* [Task objective] Extract only the first line of the listing and every line after it up to and including the one with "const titleCaps = ['S', 'K', 'P', 'S']". Omit the pictures.

━━━ Stored data

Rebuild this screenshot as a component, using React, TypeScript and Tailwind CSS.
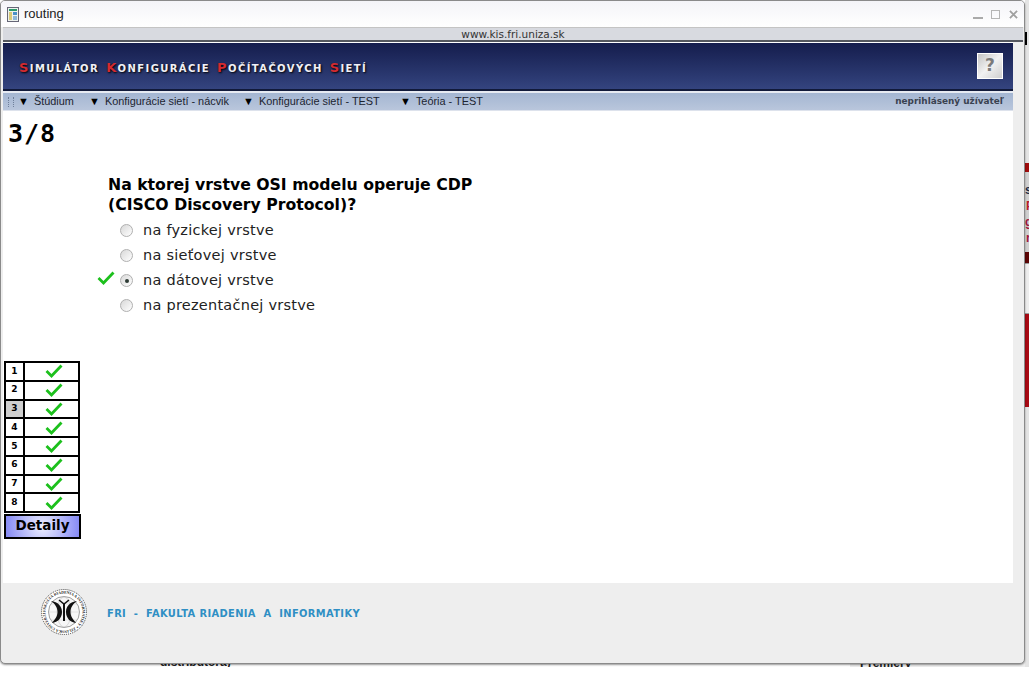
const answers = [
  { text: 'na fyzickej vrstve' },
  { text: 'na sieťovej vrstve' },
  { text: 'na dátovej vrstve', selected: true },
  { text: 'na prezentačnej vrstve' },
]

const menu = [
  { label: 'Štúdium', width: 'w-[71px]' },
  { label: 'Konfigurácie sietí - nácvik', width: 'w-[154px]' },
  { label: 'Konfigurácie sietí - TEST', width: 'w-[157px]' },
  { label: 'Teória - TEST', width: 'w-[100px]' },
]

const titleWords = ['IMULÁTOR', 'ONFIGURÁCIE', 'OČÍTAČOVÝCH', 'IETÍ']
const titleCaps = ['S', 'K', 'P', 'S']

function Check({ className }: { className: string }) {
  return (
    <svg viewBox="0 0 18 14" className={className} fill="none">
      <path d="M1.5 7 L6.5 12 L16.5 1.5" stroke="#1cc01c" strokeWidth="2.8" />
    </svg>
  )
}

function Radio({ selected }: { selected?: boolean }) {
  return (
    <span className="w-[13px] h-[13px] rounded-full border border-[#b0b0b0] bg-gradient-to-br from-[#d8d8d8] to-white flex items-center justify-center">
      {selected && <span className="w-[4px] h-[4px] rounded-full bg-[#2d3b35]" />}
    </span>
  )
}

function Logo() {
  return (
    <svg viewBox="0 0 46 46" className="w-[46px] h-[46px]">
      <circle cx="23" cy="23" r="22.5" fill="#fff" stroke="#444" strokeWidth="1" strokeDasharray="1 1" />
      <circle cx="23" cy="23" r="15.5" fill="#f6f6f6" stroke="#777" strokeWidth="0.7" />
      <ellipse cx="23" cy="23" rx="7" ry="15" fill="none" stroke="#bbb" strokeWidth="0.5" />
      <path d="M8 23 H38 M10 15 H36 M10 31 H36" stroke="#ccc" strokeWidth="0.5" />
      <defs>
        <path id="ring" d="M23 23 m-18.5 0 a18.5 18.5 0 1 1 37 0 a18.5 18.5 0 1 1 -37 0" />
      </defs>
      <text fontSize="3.9" fontFamily="'Liberation Serif', serif" fill="#222" fontWeight="700">
        <textPath href="#ring">FAKULTA RIADENIA A INFORMATIKY * ŽILINSKÁ UNIVERZITA</textPath>
      </text>
      <path d="M10 12 C17 13 21 17 21 23 C21 29 17 33 11 34 C14 30 16.5 27.5 16.5 23 C16.5 18.5 14 15 10 12 Z" fill="#111" />
      <path d="M36 12 C29 13 25 17 25 23 C25 29 29 33 35 34 C32 30 29.5 27.5 29.5 23 C29.5 18.5 32 15 36 12 Z" fill="#111" />
      <path d="M23 14 V32" stroke="#111" strokeWidth="2" />
      <path d="M18 11 L23 15 L28 11" stroke="#111" strokeWidth="1.6" fill="none" />
    </svg>
  )
}

export default function App() {
  return (
    <div className="relative w-[1032px] h-[674px] overflow-hidden bg-white font-['DejaVu_Sans',sans-serif]">
      {/* page behind the popup, the capture stops at 1029x667 */}
      <div className="absolute inset-0 w-[1029px] h-[667px] overflow-hidden">
        <div className="absolute left-[850px] top-[600px] w-[179px] h-[67px] bg-[#eeeeee]" />
        <div className="absolute left-[1025px] top-0 w-[4px] h-[667px] bg-[#e4e4e4]" />
        <div className="absolute left-[1025px] top-[32px] w-[2px] h-[13px] bg-black" />
        <div className="absolute left-[1025px] top-[163px] w-[4px] h-[244px] flex flex-col bg-[#d0d0d0]">
          <div className="h-[9px] shrink-0 bg-[#a00c0c]" />
          <div className="h-[80px] shrink-0 overflow-hidden font-['Liberation_Sans',sans-serif] font-bold text-[12px] leading-[16px]">
            <div className="mt-[10px] text-[#1c2a44]">s</div>
            <div className="text-[#b81c2c] pl-[1px]">P</div>
            <div className="text-[#a01840]">g</div>
            <div className="text-[#a01840] pl-[1px]">r</div>
          </div>
          <div className="h-[11px] shrink-0 bg-[#5c0505]" />
          <div className="h-[51px] shrink-0 bg-[#eeeeee] border-y border-[#999999]" />
          <div className="h-[93px] shrink-0 bg-[#a80a14]" />
        </div>
        <div className="absolute left-[160px] top-[653px] font-['Liberation_Sans',sans-serif] text-[12px] font-bold text-[#222]">distributora)</div>
        <div className="absolute left-[860px] top-[654px] font-['Liberation_Sans',sans-serif] text-[12px] font-bold text-[#222]">Premiéry</div>
      </div>

      {/* popup window */}
      <div className="relative w-[1025px] h-[664px] flex flex-col bg-[#eeeeee] border border-[#8a8a8a] rounded-[5px] overflow-hidden shadow-[0_1px_2px_rgba(0,0,0,0.4)] pl-[2px]">
        <div className="h-[26px] -ml-[2px] pl-[6px] pr-[6px] shrink-0 flex items-center bg-gradient-to-b from-[#f4f4f8] to-white font-['Liberation_Sans',sans-serif]">
          <svg viewBox="0 0 12 15" className="w-[12px] h-[15px]">
            <rect x="0.5" y="0.5" width="11" height="14" fill="#eef3ee" stroke="#667" />
            <rect x="2" y="2" width="8" height="2" fill="#2a9a6a" />
            <rect x="2" y="5" width="3" height="8" fill="#d9c97a" />
            <rect x="6" y="5" width="4" height="3" fill="#4a90c8" />
            <rect x="6" y="9" width="4" height="4" fill="#8fb8d8" />
          </svg>
          <span className="ml-[5px] text-[13px] text-[#222]">routing</span>
          <div className="ml-auto flex items-center gap-[8px]">
            <span className="w-[10px] h-[2px] mt-[7px] bg-[#aaaaaa]" />
            <span className="w-[9px] h-[9px] border border-[#b5b5b5]" />
            <svg viewBox="0 0 10 10" className="w-[9px] h-[9px] ml-[1px]">
              <path d="M1 1 L9 9 M9 1 L1 9" stroke="#a0a0a0" strokeWidth="2" />
            </svg>
          </div>
        </div>

        <div className="h-[13px] shrink-0 bg-[#d8dae0] mr-[1px] border-t border-[#c4c4c4] text-center text-[10.5px] leading-[12px] text-[#333]">
          www.kis.fri.uniza.sk
        </div>
        <div className="h-[2px] shrink-0 mr-[1px] bg-[#55585f]" />

        <div className="w-[1010px] flex flex-col flex-1">
          <div className="h-[47px] shrink-0 border-t border-white bg-gradient-to-b from-[#151d4d] to-[#34447f] flex items-center justify-between pl-[16px] pr-[10px]">
            <div className="flex gap-[7px] mt-[2px] text-[#f0f0f6] font-bold text-[10px] leading-none items-baseline [text-shadow:1px_1px_2px_#000] tracking-[1.4px]">
              {titleWords.map((word, i) => (
                <span key={word}>
                  <span className="text-[13px] text-[#d42a30]">{titleCaps[i]}</span>
                  {word}
                </span>
              ))}
            </div>
            <div className="w-[26px] h-[26px] border border-white bg-gradient-to-br from-[#c4c4c4] via-[#f2f2f2] to-[#cfcfcf] flex items-center justify-center font-bold text-[17px] text-[#7b7b7b]">
              ?
            </div>
          </div>

          <div className="h-[2px] shrink-0 bg-[#111a3a]" />
          <div className="h-[2px] shrink-0 bg-[#e6eaf2]" />

          <div className="h-[18px] shrink-0 flex items-center bg-gradient-to-b from-[#a4b6d2] to-[#b9c6dc] border-b border-[#dde2ec] pl-[5px] pr-[9px] font-['Liberation_Sans',sans-serif] text-[10.9px] text-[#1c2430]">
            <div className="w-[6px] h-[10px] mr-[4px] border-x border-dotted border-[#6f7f9a]" />
            {menu.map((item) => (
              <div key={item.label} className={`${item.width} flex items-center gap-[5px] shrink-0`}>
                <span className="text-[11px] leading-none text-black">▼</span>
                <span>{item.label}</span>
              </div>
            ))}
            <span className="ml-auto font-['DejaVu_Sans',sans-serif] font-bold text-[8.9px] text-[#3a4250]">neprihlásený užívateľ</span>
          </div>

          <div className="flex-1 flex flex-col bg-white pl-[2px]">
            <div className="h-[26px] mt-[10px] ml-[3px] font-['DejaVu_Sans_Mono',monospace] font-bold text-[25px] tracking-[1px] leading-[26px] text-black">3/8</div>

            <div className="ml-[103px] mt-[28px] w-[380px] font-bold text-[15.7px] leading-[20px] text-black">
              Na ktorej vrstve OSI modelu operuje CDP
              <br />
              (CISCO Discovery Protocol)?
            </div>
            <div className="mt-[3px] flex flex-col">
              {answers.map((answer) => (
                <div key={answer.text} className="h-[25px] flex items-center">
                  <div className="w-[115px] pl-[92px] shrink-0">
                    {answer.selected && <Check className="w-[18px] h-[14px] -mt-[5px]" />}
                  </div>
                  <Radio selected={answer.selected} />
                  <span className="ml-[10px] text-[14.5px] tracking-[0.25px] text-[#222]">{answer.text}</span>
                </div>
              ))}
            </div>

            <div className="mt-[43px] -ml-[1px] w-[76px]">
              <div className="border-x-2 border-t-2 border-black">
                {[1, 2, 3, 4, 5, 6, 7, 8].map((n) => (
                  <div key={n} className="h-[18.75px] flex border-b-2 border-black">
                    <div className={`w-[19px] border-r-2 border-black flex items-center justify-center font-bold text-[9px] ${n === 3 ? 'bg-[#cfcfcf]' : 'bg-white'}`}>
                      {n}
                    </div>
                    <div className="flex-1 flex items-center justify-center pl-[4px]">
                      <Check className="w-[18px] h-[14px]" />
                    </div>
                  </div>
                ))}
              </div>
              <div className="mt-[1px] h-[25px] w-[77px] pb-[3px] border-2 border-black bg-[radial-gradient(circle,#eef0ff,#8488f4)] flex items-center justify-center font-bold text-[13.5px] text-black">
                Detaily
              </div>
            </div>
          </div>

          <div className="h-[80px] shrink-0 flex items-start pl-[38px] pt-[6px]">
            <Logo />
            <span className="ml-[20px] mt-[18px] font-bold text-[9.9px] whitespace-pre tracking-[0.38px] text-[#2f8fc4]">FRI  -  FAKULTA RIADENIA  A  INFORMATIKY</span>
          </div>
        </div>
      </div>
    </div>
  )
}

━━━━━━

* [Answer in full]
Rebuild this screenshot as a component, using React, TypeScript and Tailwind CSS.
const answers = [
  { text: 'na fyzickej vrstve' },
  { text: 'na sieťovej vrstve' },
  { text: 'na dátovej vrstve', selected: true },
  { text: 'na prezentačnej vrstve' },
]

const menu = [
  { label: 'Štúdium', width: 'w-[71px]' },
  { label: 'Konfigurácie sietí - nácvik', width: 'w-[154px]' },
  { label: 'Konfigurácie sietí - TEST', width: 'w-[157px]' },
  { label: 'Teória - TEST', width: 'w-[100px]' },
]

const titleWords = ['IMULÁTOR', 'ONFIGURÁCIE', 'OČÍTAČOVÝCH', 'IETÍ']
const titleCaps = ['S', 'K', 'P', 'S']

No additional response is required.